Carrie Gress thinks smashing the patriarchy has destroyed us. That’s the subhead of her new book, The End of Woman. When Gress set out to trace feminist ideology from its inception with thinkers such as the 18th-century philosopher Mary Wollstonecraft, she was not prepared for what she would find.
In her book, she ties Madonna’s obsession with the occult to free-love proponent Percy Bysshe Shelley, and Meghan Markle’s supposed iconoclasm back to Wollstonecraft. Today’s feminism is yesterday’s feminism, she says, and it has only done damage to women, who don’t even realize how baked into our culture its harmful messages have become.
I recently sat down with Gress to discuss these ideas in her new book, the Barbie movie, and more. Our interview has been edited for length and clarity.
You write about how there’s this idea among some people that feminism was good and then it became bad. And you argue that it was always kind of bad. Can feminism be redeemed?
I think that’s been the big piece that I discovered when I was researching this because I had that exact same thought: The first wave was great, and the second wave is where things really imploded.
The real problem is that feminism, from the very start, began with the wrong question, which was, “How do we make women more like men?” Once you start seeing that question, then the whole movement makes sense, then you can see how we got from Mary Wollstonecraft to the trans movement.
Obviously, there are people who want to redeem the word “feminism.” The problem is there’s just a lot that you have to navigate and not embrace. And part of that is what I’ve come to call the three pillars of feminism: One of them is the free love movement, which, of course, we know is unhealthy for society. The other is smashing the patriarchy, which is that collapsing of everything down into equality and simultaneously vilifying men. And then, the third one is the occult. And none of these things are good for women.

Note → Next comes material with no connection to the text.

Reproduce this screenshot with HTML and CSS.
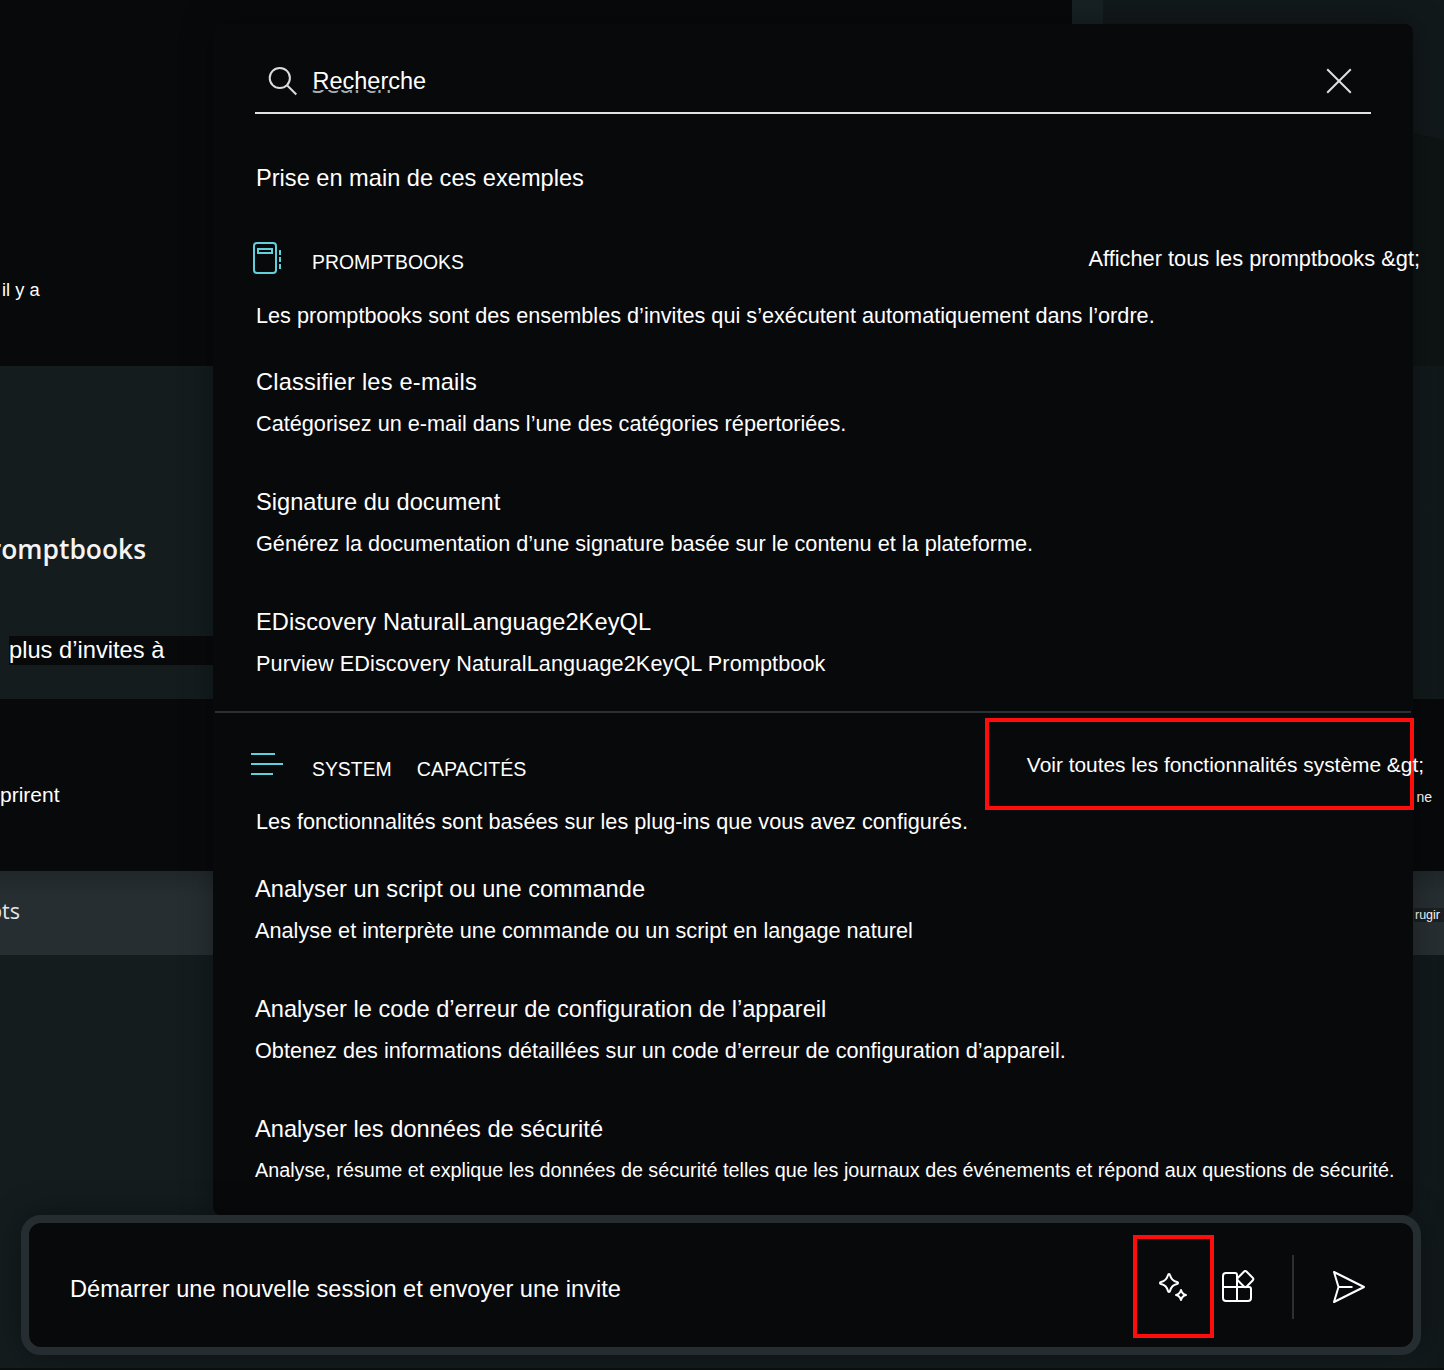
FILE: index.html
```html
<!DOCTYPE html>
<html lang="fr">
	<head>
		<meta charset="UTF-8">
		<title>Promptbooks</title>
		<link rel="stylesheet" href="styles.css">
	</head>
	<body>
		<div class="backdrop">
			<div class="hero">
				<div class="hero-card"><span>il y a</span></div>
				<div class="hero-edge"></div>
				<svg class="hero-side" width="341" height="366" viewBox="0 0 341 366"><path d="M0 66 L310 133 L341 140 V366 H0 Z" fill="#0e1414"/></svg>
			</div>
			<div class="library">
				<h2>Promptbooks</h2>
				<p>plus d’invites à</p>
			</div>
			<div class="cards">
				<span>prirent</span>
				<small>ne</small>
			</div>
			<div class="cards-foot">
				<span>Prompts</span>
				<small>rugir</small>
			</div>
		</div>

		<div class="front">
			<div class="panel">
				<div class="search">
					<svg width="32" height="32" viewBox="0 0 32 32" fill="none" stroke="#dcdcdc" stroke-width="2">
						<circle cx="12.8" cy="13" r="10.1"/>
						<path d="M20 20.3 L29.3 29.5"/>
					</svg>
					<div class="search-text"><span class="ghost">Search</span>Recherche</div>
					<svg width="26" height="26" viewBox="0 0 26 26" fill="none" stroke="#dcdedf" stroke-width="2">
						<path d="M1.2 1.2 L24.8 24.8 M24.8 1.2 L1.2 24.8"/>
					</svg>
				</div>
				<div class="intro">Prise en main de ces exemples</div>

				<div class="section books">
					<div class="head">
						<svg class="icon" width="34" height="34" viewBox="0 0 34 34" fill="none" stroke="#61d0dc" stroke-width="2">
							<rect x="3" y="2" width="22" height="30" rx="3"/>
							<rect x="7" y="8" width="14" height="4"/>
							<path d="M29 9v5 M29 16v5 M29 23v5"/>
						</svg>
						<span class="name">PROMPTBOOKS</span>
						<a class="all">Afficher tous les promptbooks &amp;gt;</a>
					</div>
					<p class="desc">Les promptbooks sont des ensembles d’invites qui s’exécutent automatiquement dans l’ordre.</p>
					<ul>
						<li>
							<h3 class="wider">Classifier les e-mails</h3>
							<p class="desc">Catégorisez un e-mail dans l’une des catégories répertoriées.</p>
						</li>
						<li>
							<h3>Signature du document</h3>
							<p class="desc">Générez la documentation d’une signature basée sur le contenu et la plateforme.</p>
						</li>
						<li>
							<h3 class="wide">EDiscovery NaturalLanguage2KeyQL</h3>
							<p class="desc wide">Purview EDiscovery NaturalLanguage2KeyQL Promptbook</p>
						</li>
					</ul>
				</div>

				<div class="section system">
					<div class="mark"></div>
					<div class="head">
						<svg class="icon" width="34" height="34" viewBox="0 0 34 34" fill="none" stroke="#61d0dc" stroke-width="2">
							<path d="M0 6h24 M0 16h32 M0 26h22"/>
						</svg>
						<span class="name">SYSTEM</span>
						<span class="name second">CAPACITÉS</span>
						<a class="all">Voir toutes les fonctionnalités système &amp;gt;</a>
					</div>
					<p class="desc lead">Les fonctionnalités sont basées sur les plug-ins que vous avez configurés.</p>
					<ul>
						<li>
							<h3>Analyser un script ou une commande</h3>
							<p class="desc">Analyse et interprète une commande ou un script en langage naturel</p>
						</li>
						<li>
							<h3>Analyser le code d’erreur de configuration de l’appareil</h3>
							<p class="desc">Obtenez des informations détaillées sur un code d’erreur de configuration d’appareil.</p>
						</li>
						<li>
							<h3>Analyser les données de sécurité</h3>
							<p class="desc small">Analyse, résume et explique les données de sécurité telles que les journaux des événements et répond aux questions de sécurité.</p>
						</li>
					</ul>
				</div>
			</div>

			<div class="composer">
				<span class="prompt">Démarrer une nouvelle session et envoyer une invite</span>
				<div class="spark">
					<svg width="31" height="31" viewBox="0 0 31 31" fill="none" stroke="#fff" stroke-width="2" stroke-linejoin="round">
						<path d="M11 3 C11.6 3 11.9 3.5 12 4 C13 8 14.5 10 19 11 C20.4 11.5 20.4 12.5 19 13 C14.5 14 13 16 12 20 C11.7 21.3 10.3 21.3 10 20 C9 16 7.5 14 3 13 C1.6 12.5 1.6 11.5 3 11 C7.5 10 9 8 10 4 C10.1 3.5 10.4 3 11 3 Z"/>
						<path d="M23 19 C23.7 22 25 23.3 28 24 C25 24.7 23.7 26 23 29 C22.3 26 21 24.7 18 24 C21 23.3 22.3 22 23 19 Z"/>
					</svg>
				</div>
				<svg class="plugins" width="34" height="34" viewBox="0 0 34 34" fill="none" stroke="#fff" stroke-width="2">
					<path d="M16 17 V5 a2 2 0 0 0 -2 -2 H5 a3 3 0 0 0 -3 3 V28 a3 3 0 0 0 3 3 H27 a3 3 0 0 0 3 -3 V19 a2 2 0 0 0 -2 -2 H2 M16 17 V31"/>
					<rect x="18.1" y="2.9" width="12.4" height="12.4" rx="2" transform="rotate(45 24.3 9.1)"/>
				</svg>
				<div class="rule"></div>
				<svg width="34" height="34" viewBox="0 0 34 34" fill="none" stroke="#fff" stroke-width="2" stroke-linejoin="round">
					<path d="M2 2 L32 17 L2 32 L6.5 17 Z M6.5 17 H20.5"/>
				</svg>
			</div>
		</div>
	</body>
</html>
```
FILE: styles.css
```css
*{
	box-sizing: border-box;
}
body{
	margin: 0;
	display: grid;
	width: 1444px;
	height: 1370px;
	overflow: hidden;
	background: #141c1e;
	color: #fff;
	font-family: "Liberation Sans", Arial, sans-serif;
	font-variant-ligatures: none;
}
h2,h3,p,ul{
	margin: 0;
	padding: 0;
	font-weight: normal;
}
ul{
	list-style: none;
}
svg{
	display: block;
	flex: none;
}

/* page behind the panel */
.backdrop,.front{
	grid-area: 1 / 1;
	min-width: 0;
}
.backdrop{
	height: 1370px;
	overflow: hidden;
	border-bottom: 2px solid #0b0f10;
	background: linear-gradient(90deg, #141c1e 0, #141c1e 1400px, #11181a 1444px);
}
.hero{
	display: flex;
	height: 366px;
	background: #12191b;
}
.hero-card{
	width: 1072px;
	padding: 275px 0 0 2px;
	background: #08090b;
	font-size: 18.3px;
	line-height: 30px;
}
.hero-edge{
	width: 31px;
	background: #172123;
}
.library{
	height: 333px;
}
.library h2{
	display: flex;
	justify-content: flex-end;
	width: 146px;
	padding-top: 163px;
	color: #f4f4f4;
	font: 600 26.4px/40px "Open Sans", sans-serif;
}
.library p{
	width: 204px;
	margin: 67px 0 0 9px;
	background: #08090b;
	font-size: 23.7px;
	line-height: 29px;
}
.cards{
	display: flex;
	justify-content: space-between;
	height: 172px;
	padding: 81px 12px 0 0;
	background: #08090b;
	font-size: 21px;
	line-height: 30px;
}
.cards small{
	padding-top: 2px;
	font-size: 14px;
}
.cards-foot{
	display: flex;
	align-items: center;
	justify-content: space-between;
	height: 84px;
	background: linear-gradient(#20272a, #272e31 24px);
}
.cards-foot span{
	display: flex;
	justify-content: flex-end;
	width: 20px;
	padding-bottom: 5px;
	color: #e4e6e7;
	font: 21.5px/30px "Open Sans", sans-serif;
}
.cards-foot small{
	width: 30px;
	margin-top: 3px;
	padding-left: 1px;
	background: #1b2022;
	font-size: 12.5px;
	line-height: 14px;
}

.front{
	position: relative;
	padding: 24px 23px 0 21px;
}
.panel{
	width: 1200px;
	height: 1191px;
	margin-left: 192px;
	padding: 26px 42px 0;
	border-radius: 8px;
	background: #08090b;
	box-shadow: 0 0 32px rgba(0,0,0,.35);
	white-space: nowrap;
}
.search{
	display: flex;
	align-items: center;
	height: 64px;
	padding: 0 19px 0 12px;
	border-bottom: 2px solid #e0e2e3;
}
.search-text{
	position: relative;
	flex: 1;
	margin-left: 13.5px;
	font-size: 23.5px;
	line-height: 30px;
}
/* only the lower edge of the placeholder shows */
.ghost{
	position: absolute;
	left: -1px;
	top: 2px;
	color: #a9afb1;
	font: 25.4px/30px "Open Sans", sans-serif;
	clip-path: inset(22px 0 5px 0);
}
.intro{
	margin: 49px 0 0 1px;
	font-size: 23.6px;
	line-height: 30px;
}
.section{
	position: relative;
	padding-top: 46px;
}
.books .desc,.books h3{
	padding-left: 1px;
}
.system{
	margin: 32px -40px 0;
	padding: 33px 40px 0;
	border-top: 2px solid #2a3033;
}
.head{
	position: relative;
	display: flex;
	align-items: center;
	height: 40px;
}
.icon{
	margin: -3px 27px 0 -4px;
}
.name{
	padding-top: 6px;
	font-size: 19.4px;
}
.second{
	margin-left: 25px;
	font-size: 19.6px;
}
.all{
	margin: -1px -49px 0 auto;
	font-size: 21.8px;
}
.system .all{
	margin-top: -2px;
	margin-right: -53px;
	font-size: 20.9px;
}
.desc{
	font-size: 21.68px;
	line-height: 30px;
}
.head + .desc{
	margin-top: 22px;
}
.lead{
	margin-bottom: 37px;
	padding-left: 1px;
	line-height: 28px;
}
.small{
	font-size: 19.78px;
	line-height: 28px;
}
.section ul{
	display: grid;
	gap: 48px;
	margin-top: 36px;
}
.section h3{
	margin-bottom: 12px;
	font-size: 23.63px;
	line-height: 30px;
}
.wide{
	letter-spacing: .08px;
}
.wider{
	letter-spacing: .2px;
}
/* red frame round the link */
.mark{
	position: absolute;
	top: 5px;
	right: -3px;
	width: 429px;
	height: 92px;
	border: 4px solid #ff0d0d;
}
.system .lead + ul{
	margin-top: 0;
	padding-top: 1px;
}

.composer{
	display: flex;
	align-items: center;
	width: 1400px;
	height: 140px;
	padding: 3px 47px 0 41px;
	border: 8px solid #262d30;
	border-radius: 20px;
	background: #08090b;
	box-shadow: 0 0 32px rgba(0,0,0,.35);
}
.prompt{
	flex: 1;
	padding-top: 4px;
	font-size: 23.6px;
	line-height: 30px;
}
.spark{
	display: flex;
	align-items: center;
	justify-content: center;
	width: 81px;
	height: 103px;
	border: 4px solid #ff0d0d;
}
.plugins{
	margin-left: 7px;
}
.rule{
	width: 2px;
	height: 64px;
	margin: 0 38px 0 37px;
	background: #2a3033;
}
```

Women can use the word “feminism”; they just have to be incredibly specific about what they mean and avoid these three pillars and this question of, “How do we help women become like men?” It just feels like that’s a lot of caveats.
You also write about feminism as a mainstream dogma. Speaking of which, what are your thoughts on the Barbie movie ?
I found it fascinating because it fit exactly into what my whole point was: Feminism is a brand, and they’re rebranding it. What they were doing with the Barbie movie is, you’ve got a lot of pink and all these beautiful women. You’ve got some nostalgia because most of us played with Barbie.
But what it’s pushing, meanwhile, is “men are bad.” There’s not a single necessary man in all of Barbie; they’re all useless or goofy or just mentally deficient. The whole thrust of the movie is Ken gets it into his head that he can be in charge and everything goes awry, and women can’t figure out how to correct it until they’re back in charge again. So I think it’s a very clear effort to try and introduce these feminist ideas to a new audience.
Most girls and women are taking away, “It was fun, and there were some tender moments.” There’s all this other stuff that kind of distracts us, so we miss that not-at-all subtle message that feminism is what’s really gonna save the world.
That’s the subliminal thing that’s just so baked in that we’re not used to recognizing it. In fact, that was actually the funny thing about reading people’s thoughts on it, the idea that it’s so over the top in how patriarchy is used and that they must just be spoofing it. But the thing is, when you start looking at all of these feminists’ writings and their work, it’s so over the top.
So feminists are good at branding, to say the least.
“Shout your abortion,” “the future is female,” “smash the patriarchy”: They’re really good at recycling these taglines, and they’ve got retailers and corporations that are happy to do so as well.
They’re also just focused on culture. And I think this is really where conservatives have dropped the ball. We’re busy making arguments and trying to influence legislation, so we don’t have a culture at all. We don’t have women’s magazines at the checkout stand.
What is the right response?
Men, I think, don’t have any idea how important a coffee table book or magazine is or how important a network like HGTV is. That’s a hard thing to communicate to men, that the culture is a key piece for getting women on board. And it’s also a key piece for the women’s vote.
Every election cycle, we go through this autopsy, and it’s the women’s vote, but no one has any suggestions about how to change it. So it’s a book like mine that helps women see, “OK, this is a problem, what we’ve been doing.”
I think we could delve into the culture. And I think we have a much better message.